## start GIVEN INFORMATION
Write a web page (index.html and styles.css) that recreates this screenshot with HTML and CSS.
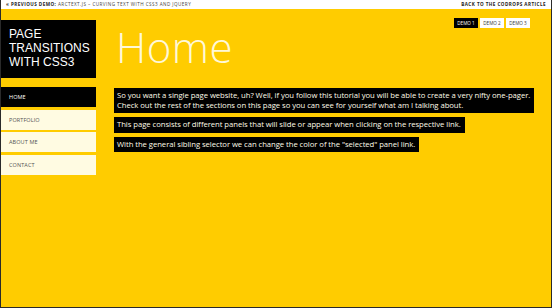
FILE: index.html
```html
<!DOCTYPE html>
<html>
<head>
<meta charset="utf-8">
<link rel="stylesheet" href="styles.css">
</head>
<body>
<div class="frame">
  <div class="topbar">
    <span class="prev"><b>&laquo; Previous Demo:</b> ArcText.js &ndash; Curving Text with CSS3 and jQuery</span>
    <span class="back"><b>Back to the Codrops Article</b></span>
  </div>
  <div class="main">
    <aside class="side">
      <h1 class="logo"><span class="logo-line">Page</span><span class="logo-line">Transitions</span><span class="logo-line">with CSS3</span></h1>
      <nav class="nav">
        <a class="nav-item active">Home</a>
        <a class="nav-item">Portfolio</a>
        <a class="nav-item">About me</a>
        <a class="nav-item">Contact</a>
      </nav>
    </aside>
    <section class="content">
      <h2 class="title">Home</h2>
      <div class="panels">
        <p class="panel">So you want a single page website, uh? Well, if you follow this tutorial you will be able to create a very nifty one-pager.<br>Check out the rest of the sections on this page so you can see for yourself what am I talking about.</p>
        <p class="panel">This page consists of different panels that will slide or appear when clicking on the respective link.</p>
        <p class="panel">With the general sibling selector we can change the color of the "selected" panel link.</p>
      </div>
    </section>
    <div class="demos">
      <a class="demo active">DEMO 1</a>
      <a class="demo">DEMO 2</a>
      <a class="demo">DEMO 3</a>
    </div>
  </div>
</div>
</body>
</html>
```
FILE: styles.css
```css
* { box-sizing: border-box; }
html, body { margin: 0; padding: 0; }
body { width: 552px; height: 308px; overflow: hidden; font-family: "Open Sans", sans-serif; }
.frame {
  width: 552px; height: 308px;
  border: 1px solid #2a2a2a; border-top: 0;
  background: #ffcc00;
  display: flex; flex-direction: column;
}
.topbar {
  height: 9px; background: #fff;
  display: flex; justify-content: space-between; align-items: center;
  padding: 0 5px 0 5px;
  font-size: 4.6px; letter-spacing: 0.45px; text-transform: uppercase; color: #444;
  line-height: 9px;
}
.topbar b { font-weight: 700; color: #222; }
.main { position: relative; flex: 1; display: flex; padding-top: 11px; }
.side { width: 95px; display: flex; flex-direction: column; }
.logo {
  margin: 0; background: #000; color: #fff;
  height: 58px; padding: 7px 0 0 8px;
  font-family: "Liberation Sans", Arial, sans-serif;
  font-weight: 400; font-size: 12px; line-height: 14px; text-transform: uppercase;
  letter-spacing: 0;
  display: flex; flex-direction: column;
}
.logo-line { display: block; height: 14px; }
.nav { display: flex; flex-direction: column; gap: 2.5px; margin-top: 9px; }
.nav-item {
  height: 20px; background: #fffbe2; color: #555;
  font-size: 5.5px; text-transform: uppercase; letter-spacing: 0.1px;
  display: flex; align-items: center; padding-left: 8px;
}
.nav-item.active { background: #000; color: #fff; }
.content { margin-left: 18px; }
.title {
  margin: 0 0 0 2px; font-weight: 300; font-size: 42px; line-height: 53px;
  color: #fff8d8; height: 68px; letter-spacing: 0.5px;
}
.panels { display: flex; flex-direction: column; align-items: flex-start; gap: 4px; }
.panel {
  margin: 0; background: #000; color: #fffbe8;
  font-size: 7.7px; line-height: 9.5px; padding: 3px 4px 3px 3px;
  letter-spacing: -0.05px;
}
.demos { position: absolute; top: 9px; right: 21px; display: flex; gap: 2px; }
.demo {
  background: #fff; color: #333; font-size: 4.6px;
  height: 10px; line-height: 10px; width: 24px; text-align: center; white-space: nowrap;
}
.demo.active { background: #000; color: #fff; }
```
## end GIVEN INFORMATION
Transcribe each line above verbatim, with the pictures left out.

**RESULT**
Write a web page (index.html and styles.css) that recreates this screenshot with HTML and CSS.
FILE: index.html
```html
<!DOCTYPE html>
<html>
<head>
<meta charset="utf-8">
<link rel="stylesheet" href="styles.css">
</head>
<body>
<div class="frame">
  <div class="topbar">
    <span class="prev"><b>&laquo; Previous Demo:</b> ArcText.js &ndash; Curving Text with CSS3 and jQuery</span>
    <span class="back"><b>Back to the Codrops Article</b></span>
  </div>
  <div class="main">
    <aside class="side">
      <h1 class="logo"><span class="logo-line">Page</span><span class="logo-line">Transitions</span><span class="logo-line">with CSS3</span></h1>
      <nav class="nav">
        <a class="nav-item active">Home</a>
        <a class="nav-item">Portfolio</a>
        <a class="nav-item">About me</a>
        <a class="nav-item">Contact</a>
      </nav>
    </aside>
    <section class="content">
      <h2 class="title">Home</h2>
      <div class="panels">
        <p class="panel">So you want a single page website, uh? Well, if you follow this tutorial you will be able to create a very nifty one-pager.<br>Check out the rest of the sections on this page so you can see for yourself what am I talking about.</p>
        <p class="panel">This page consists of different panels that will slide or appear when clicking on the respective link.</p>
        <p class="panel">With the general sibling selector we can change the color of the "selected" panel link.</p>
      </div>
    </section>
    <div class="demos">
      <a class="demo active">DEMO 1</a>
      <a class="demo">DEMO 2</a>
      <a class="demo">DEMO 3</a>
    </div>
  </div>
</div>
</body>
</html>
```
FILE: styles.css
```css
* { box-sizing: border-box; }
html, body { margin: 0; padding: 0; }
body { width: 552px; height: 308px; overflow: hidden; font-family: "Open Sans", sans-serif; }
.frame {
  width: 552px; height: 308px;
  border: 1px solid #2a2a2a; border-top: 0;
  background: #ffcc00;
  display: flex; flex-direction: column;
}
.topbar {
  height: 9px; background: #fff;
  display: flex; justify-content: space-between; align-items: center;
  padding: 0 5px 0 5px;
  font-size: 4.6px; letter-spacing: 0.45px; text-transform: uppercase; color: #444;
  line-height: 9px;
}
.topbar b { font-weight: 700; color: #222; }
.main { position: relative; flex: 1; display: flex; padding-top: 11px; }
.side { width: 95px; display: flex; flex-direction: column; }
.logo {
  margin: 0; background: #000; color: #fff;
  height: 58px; padding: 7px 0 0 8px;
  font-family: "Liberation Sans", Arial, sans-serif;
  font-weight: 400; font-size: 12px; line-height: 14px; text-transform: uppercase;
  letter-spacing: 0;
  display: flex; flex-direction: column;
}
.logo-line { display: block; height: 14px; }
.nav { display: flex; flex-direction: column; gap: 2.5px; margin-top: 9px; }
.nav-item {
  height: 20px; background: #fffbe2; color: #555;
  font-size: 5.5px; text-transform: uppercase; letter-spacing: 0.1px;
  display: flex; align-items: center; padding-left: 8px;
}
.nav-item.active { background: #000; color: #fff; }
.content { margin-left: 18px; }
.title {
  margin: 0 0 0 2px; font-weight: 300; font-size: 42px; line-height: 53px;
  color: #fff8d8; height: 68px; letter-spacing: 0.5px;
}
.panels { display: flex; flex-direction: column; align-items: flex-start; gap: 4px; }
.panel {
  margin: 0; background: #000; color: #fffbe8;
  font-size: 7.7px; line-height: 9.5px; padding: 3px 4px 3px 3px;
  letter-spacing: -0.05px;
}
.demos { position: absolute; top: 9px; right: 21px; display: flex; gap: 2px; }
.demo {
  background: #fff; color: #333; font-size: 4.6px;
  height: 10px; line-height: 10px; width: 24px; text-align: center; white-space: nowrap;
}
.demo.active { background: #000; color: #fff; }
```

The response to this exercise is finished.